Grundsätzlich finde ich den Zustand der Schweizer Pensionskassen gut. Der Einkauf in die Pensionskasse ist aus Ertrags- und Steuerüberlegungen sicher auch eine gute Sache. Es kommt allerdings auf die einzelne Pensionskasse an und was mit den Einkäufen passiert. Attraktiv sind Einkäufe, wenn im überobligatorischen Bereich sogenannte 1E-Programme erhältlich sind mit einem möglichst hohen Aktienanteil. In der Schweiz sollte man auch die 3. Säule stärker fördern. Das heisst, höhere Beträge zulassen und die Restriktionen auf den 3a-Produkten lockern. Diese Restriktionen gründen auf einem völlig falschen Risikokonzept.

Unterstützen Sie das Konzept einer freien Pensionskassenwahl?

Ja. Die Kosten bei den Pensionskassen müssen sowieso sinken.
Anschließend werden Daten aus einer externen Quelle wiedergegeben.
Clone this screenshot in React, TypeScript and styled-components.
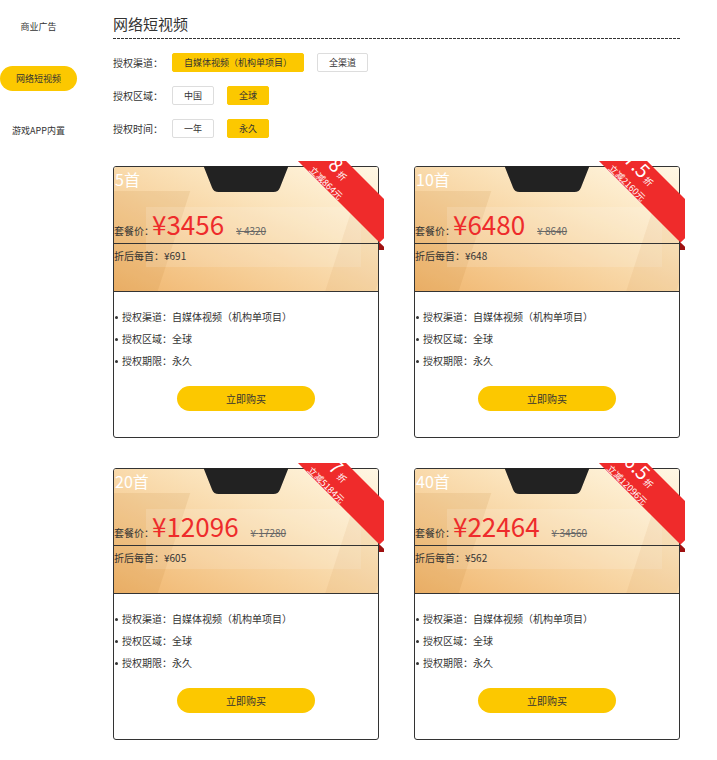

Wir haben in der Schweiz etwa 600 Pensionskassen. Zehn Kassen würden wohl reichen.

*Erwin Heri (64) betreibt mit sechs Partnern seit 2014 die Finanzvideo-Plattform Fintool. Daneben hat Heri einen Lehrauftrag für Finanztheorie an der Universität Basel. In der Finanzindustrie war er tätig als Anlagechef sowohl beim ehemaligen Bankverein wie auch bei Credit Suisse Financial Services. Bei der Versicherung Winterthur amtete Heri als Finanzchef und bei der Privatbank Valartis als Verwaltungsratspräsident.